I am getting older. I am questioning everything. Some things have been confirmed, and those foundations shall be given more care and attention. Other things have been, or may yet be, discarded. The aspects of my life that I have chosen to change, the things that I have let go of, felt like a weight I was obliged to carry on my shoulders, and when I could go no further and had to put down my burden, I found no one and nothing telling me to pick it back up. I was startled at my own freedom. I have since become more wary of my obligations, and just as my sensitivity to undeserved expectations has become more acute recently, so has my awareness of the people and ideas in my life that really matter to me, and might have been receiving only lip service for too long.

I think even more than getting older, I am growing. I mentioned earlier in this blog that sometimes it is best for people to grow out of relationships, and that wishing things were otherwise is not healthy for anyone, but at that time I was perhaps too hasty in my assessment of those closest to me. I might be making the same mistake now, but I know the change is coming, and I recognize now as then that it will happen one way or the other.

I have this image attached to the notion of growth. I suppose I could best describe it as streamlining. That which is most central to who I am has been reaffirmed and strengthened, and even aspects of myself that I had once cherished and had recently forgotten have been uncovered again by this process. Some new elements have been incorporated too, but they seem to share the spirit of what has always mattered to me, and represent a growth out of those ideas.

I hope the following will be somewhat of a disambiguation of the preceding:

Winter break was the catalyst for all this change.

I had developed a rut since I'd been at Columbia, but by the first semester of Junior year, and maybe even the preceding summer, I knew it. I am still struggling with my reasons for being here, and I have been considering many questions the answers to which may illuminate my situation and my path in the future:

What is an academic? Am I one? Is that the same thing as being a student? Am I even a "student" anymore?

Should I be looking around for my career here in college? Is that realistic? Should I be studying my interests or some hybrid of my interests and pragmatic, marketable skills?

If I don't get a job in the field of my major, what will the point of going to college have been?

I don't know the answers to many of these questions. Some part of me gets the sense that I could never be an academic. No part of me wants to enrich human understanding as a whole. It would seem that I am after more personal answers, answers on an individual level. It could be that I'll find those answers by looking outward, but lately I find it hard to find a great deal of affinity for humanity as a whole. These days, it's draining enough to care about me and mine, and I have enough questions for myself without trying to figure the world out. And the problem is that whatever atrocities I may be ignoring, whatever social ills I should be out combating, I see humanity's hand behind them all. There is some idealism left in me, and I know that the ignorance I abhor is sometimes simply a lack of education, a lack of civilization and reverence for thought. We owe it to a great many people to cultivate a human culture of compassion based on reason and respect for our shared human condition.

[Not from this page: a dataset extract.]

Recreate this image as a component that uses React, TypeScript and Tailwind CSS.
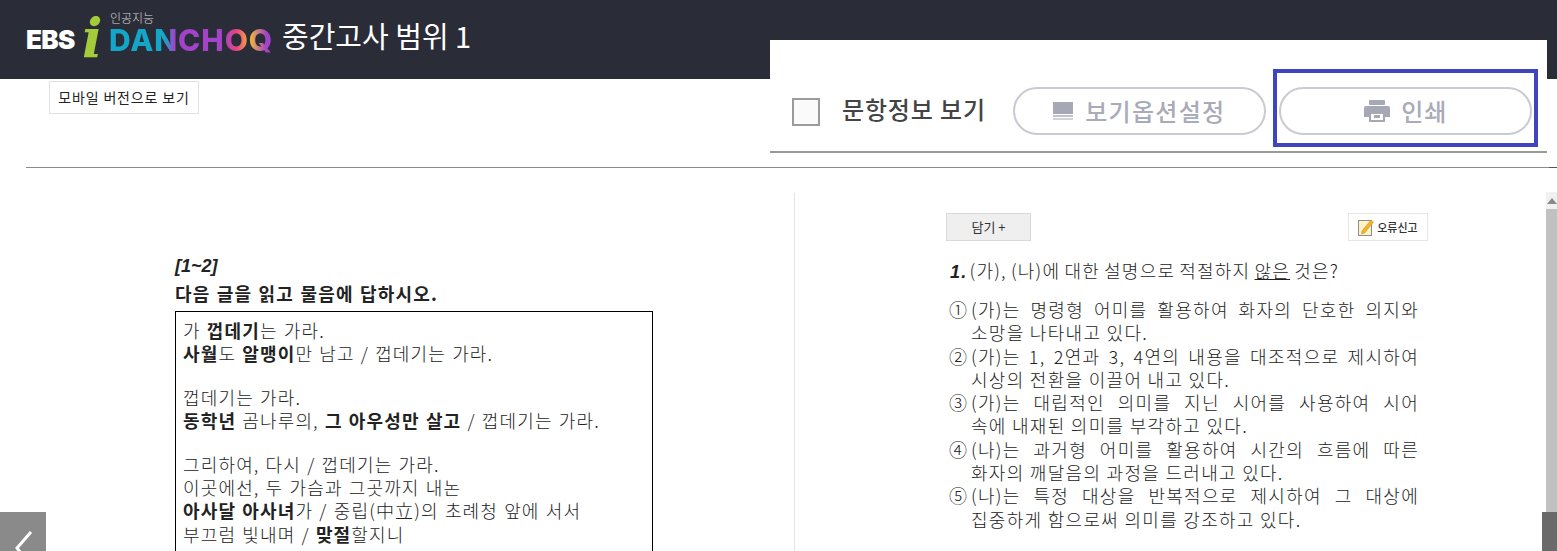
import React from 'react';

const kr = { fontFamily: '"Noto Sans CJK KR", "Liberation Sans", sans-serif' };

const options = [
  ['①', '(가)는 명령형 어미를 활용하여 화자의 단호한 의지와', '소망을 나타내고 있다.'],
  ['②', '(가)는 1, 2연과 3, 4연의 내용을 대조적으로 제시하여', '시상의 전환을 이끌어 내고 있다.'],
  ['③', '(가)는 대립적인 의미를 지닌 시어를 사용하여 시어', '속에 내재된 의미를 부각하고 있다.'],
  ['④', '(나)는 과거형 어미를 활용하여 시간의 흐름에 따른', '화자의 깨달음의 과정을 드러내고 있다.'],
  ['⑤', '(나)는 특정 대상을 반복적으로 제시하여 그 대상에', '집중하게 함으로써 의미를 강조하고 있다.'],
];

const Logo = () => (
  <div className="relative h-[42px] w-[250px] shrink-0">
    <span className="absolute left-0 top-[10px] text-[26px] font-black leading-[32px] tracking-[-0.6px] text-white [font-family:Inter,sans-serif]">EBS</span>
    <span className="absolute left-[56px] top-[-2px] inline-block text-[54px] font-bold italic leading-[52px] text-[#a4cc3a] [font-family:'DejaVu_Serif',serif]">i</span>
    <span className="absolute left-[84px] top-[-4px] text-[12px] font-light leading-[16px] text-[#d5d6da]">인공지능</span>
    <span className="absolute left-[83px] top-[12px] bg-[linear-gradient(90deg,#14a6c9_0%,#14a6c9_34%,#a243c9_40%,#a243c9_70%,#e8477e_78%,#f0b93a_86%,#a243c9_96%)] bg-clip-text text-[30px] font-extrabold leading-[28px] tracking-[0.9px] text-transparent [font-family:Inter,sans-serif]">DANCHOQ</span>
  </div>
);

const PrintIcon = () => (
  <svg width="28" height="22" viewBox="0 0 28 22" fill="#a6a8b5">
    <rect x="6" y="0" width="16" height="5" rx="1" />
    <path d="M3 6h22a2 2 0 0 1 2 2v9h-5v-5H6v5H1V8a2 2 0 0 1 2-2z" />
    <path d="M7 13h14v8H7z" fill="none" stroke="#a6a8b5" strokeWidth="2" />
    <rect x="11" y="15" width="6" height="3" />
  </svg>
);

const BookIcon = () => (
  <svg width="20" height="18" viewBox="0 0 20 18" fill="#a6a8b5">
    <rect x="0" y="0" width="20" height="12" />
    <rect x="0" y="13" width="20" height="2" opacity="0.7" />
    <rect x="0" y="16" width="20" height="2" opacity="0.5" />
  </svg>
);

const NoteIcon = () => (
  <svg width="16" height="18" viewBox="0 0 16 18">
    <rect x="0.5" y="2.5" width="13" height="15" fill="#fdf3c8" stroke="#8d8d8d" />
    <path d="M4 13l9-11 2.5 2-9 11-3 1z" fill="#f0b429" stroke="#c98a10" strokeWidth="0.5" />
  </svg>
);

export default function App() {
  return (
    <div className="relative h-[551px] w-[1557px] overflow-hidden bg-white text-[#222]" style={kr}>
      <header className="flex h-[79px] items-start bg-[#2a2c37] pl-[26px] pt-[14px]">
        <Logo />
        <h1 className="ml-[6px] mt-[2px] text-[29px] font-normal leading-[38px] text-white">중간고사 범위 1</h1>
      </header>

      <div className="pl-[49px] pt-[2px]">
        <button className="h-[33px] w-[150px] border border-[#e2e2e6] bg-white text-[14px] tracking-[0.85px] text-[#222]">모바일 버전으로 보기</button>
      </div>
      <div className="ml-[26px] mt-[53px] h-px bg-[#8a8a8a]" />

      <div className="pl-[175px] pt-[87px]">
        <p className="text-[18px] font-bold italic leading-[22px] text-[#222] [font-family:'Liberation_Sans',sans-serif]">[1~2]</p>
        <p className="mt-[3px] text-[18px] font-bold leading-[26px] tracking-[1.2px] text-[#222] [word-spacing:1px]">다음 글을 읽고 물음에 답하시오.</p>
        <div className="mt-[5px] w-[478px] border border-black pl-[7px] pt-[7px] text-[18px] font-light leading-[23.4px] tracking-[1.15px] text-[#222] [word-spacing:1px]">
          <p>가 <b className="font-bold">껍데기</b>는 가라.</p>
          <p><b className="font-bold">사월</b>도 <b className="font-bold">알맹이</b>만 남고 / 껍데기는 가라.</p>
          <p className="mt-[20px]">껍데기는 가라.</p>
          <p><b className="font-bold">동학년</b> 곰나루의, <b className="font-bold">그 아우성만 살고</b> / 껍데기는 가라.</p>
          <p className="mt-[20px]">그리하여, 다시 / 껍데기는 가라.</p>
          <p>이곳에선, 두 가슴과 그곳까지 내논</p>
          <p><b className="font-bold">아사달 아사녀</b>가 / 중립(中立)의 초례청 앞에 서서</p>
          <p>부끄럼 빛내며 / <b className="font-bold">맞절</b>할지니</p>
          <p>&nbsp;</p>
        </div>
      </div>

      <div className="absolute bottom-0 left-0 flex h-[39px] w-[46px] items-start justify-center bg-[#8a8a8a]">
        <svg width="24" height="39" viewBox="0 0 24 39" fill="none" stroke="#fff" strokeWidth="3">
          <path d="M20 20L6 36l6 8" />
        </svg>
      </div>

      {/* pasted capture on top of the page */}
      <div className="absolute bottom-0 left-[770px] right-0 top-[40px]">
        <div className="mr-[10px] flex h-[113px] items-start border-b-2 border-[#9a9a9a] bg-white pl-[22px] pt-[47px]">
          <span className="mt-[11px] h-[28px] w-[28px] border-2 border-[#9b9b9b] bg-[#fafafa]" />
          <span className="ml-[22px] mt-[7px] text-[24px] font-medium leading-[30px] tracking-[0.85px] text-[#444]">문항정보 보기</span>
          <button className="ml-[27px] flex h-[48px] w-[253px] shrink-0 items-center justify-center gap-[12px] rounded-[24px] border-2 border-[#c9cad2] text-[24px] font-medium tracking-[1.3px] text-[#a9abb8]">
            <BookIcon />보기옵션설정
          </button>
          <button className="ml-[13px] flex h-[48px] w-[253px] shrink-0 items-center justify-center gap-[10px] rounded-[24px] border-2 border-[#c9cad2] text-[24px] font-medium tracking-[1px] text-[#a9abb8]">
            <PrintIcon />인쇄
          </button>
        </div>
        <div className="h-[40px]" />
        <div className="ml-[24px] h-[400px] border-l border-[#e3e3e3] pl-[151px] pt-[20px]">
          <div className="flex w-[482px] items-start justify-between">
            <button className="h-[28px] w-[85px] border border-[#d9d9d9] bg-[#efefef] text-[13px] text-[#333]">담기 +</button>
            <button className="flex h-[28px] w-[80px] items-center justify-center gap-[3px] border border-[#e6e6e6] bg-white text-[11px] font-medium text-[#333]">
              <NoteIcon />오류신고
            </button>
          </div>
          <p className="ml-[4px] mt-[16px] text-[18px] font-light leading-[26px] tracking-[1.2px] text-[#222] [word-spacing:-1px]">
            <b className="mr-[-2px] font-bold italic [font-family:'Liberation_Sans',sans-serif]">1.</b> (가), (나)에 대한 설명으로 적절하지 <u>않은</u> 것은?
          </p>
          <div className="mt-[13px] w-[473px] text-[18px] font-light leading-[23.3px] tracking-[1.3px] text-[#222]">
            {options.map(([num, first, second]) => (
              <div key={num} className="flex">
                <span className="ml-[3px] w-[22px] shrink-0 tracking-normal">{num}</span>
                <div className="min-w-0 flex-1">
                  <div className="whitespace-nowrap text-justify [text-align-last:justify]">{first}</div>
                  <div>{second}</div>
                </div>
              </div>
            ))}
          </div>
        </div>
      </div>

      <div className="absolute right-0 top-[167px] h-px w-[8px] bg-[#555]" />

      {/* scrollbar of the capture */}
      <div className="absolute bottom-0 right-0 top-[192px] flex w-[11px] flex-col items-center bg-[#f1f1f1]">
        <div className="mt-[6px] h-0 w-0 border-x-[5px] border-b-[6px] border-x-transparent border-b-[#8a8a8a]" />
        <div className="mt-[5px] w-full flex-1 bg-[#c1c1c1]" />
      </div>
      <div className="absolute bottom-0 right-0 h-[39px] w-[15px] bg-[#6a6a6a]" />

      {/* highlight round the print button */}
      <div className="absolute left-[1273px] top-[69px] h-[78px] w-[265px] border-4 border-[#3f45bf]" />
    </div>
  );
}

Maybe people fight because they don't realize how doomed we all are anyways. Maybe if they really believed that all of us only had one life and realized how short it was, people could be more peaceful. It breaks my heart to think of how many things I wish I could hold on to forever, but will eventually pass away from me. Too many people think themselves immortal.

Anyways, I think I got sidetracked somewhere.

You know, I thought this would be an easy blog post. I've been through perhaps the most emotionally tiring couple weeks of my life, and I can't even be poetical and eloquent about it. I was messed up last semester, so much so that even a relatively easy workload felt like a grind. I felt out of touch with pretty much everything, only to come home and find no relief and unlooked for questions about people and things I had always counted on. I think I started losing my mind. And only after that came the most painful emotional blow I've ever experienced. What was meant to be an "intervention" for me, with my friends expressing their concern over my increasingly withdrawn demeanor, resulted in my roommate telling me that in the wake of his father's death last semester, he needed me more than anyone else in the world, but that I wasn't there for him. Ostensibly, he said all of this to tell me how obviously absent I was, but this seemed like something he wanted to confront me about with regard to our relationship. I'm not sure how much my other friends knew about how this supposed intervention was going to turn out, but I hope they didn't know he was going to do that.

I have never felt so guilty, so embarrassed, or so angry. I hope I never will again.

It was clear to me that our relationship was one thing in his mind, and something entirely different in mine. He had made me into something that I was not willing to be to him, and he wanted me to act in a way that I was not willing to act. And so he became disillusioned and hurt at my apparent failure to act the part of his friend. He had made what should have been a discussion between the two of us, taking place months beforehand, into a guilt trip aimed right at me and abetted by my closest friends.

I have many more thoughts on this that I will not share. Things between us now are not good, and most interestingly, I don't really care.

But the most remarkable thing happened after all that, and I felt better than I had in weeks.

I'll tell you all about it later.

2 comments:

Jack Kidder said...

I've said it once I'll say it again, we've been in school for the last 16 years straight. And you and i especially have only really learned anything outside the classroom. In fact, I think school is just an ice wall we have to chisel through to get our real adventure. brother, its gonna thaw out eventually

Lili said...

"We owe it to a great many people to cultivate a human culture of compassion based on reason and respect for our shared human condition." Agreed, except it doesn't even really have to do with reason. Or respect. You and I and everyone else are all part of that "great many people," and even though it can seem natural and right to stop caring sometimes, I think it's a thing we always have to try to do. What are we, if not for one another? I have a tremendous amount of faith in you, Bryan, and after you've had your share of thinking and thawing, I hope you'll consider giving some of the things (the people, in particular) you feel you've outgrown another chance.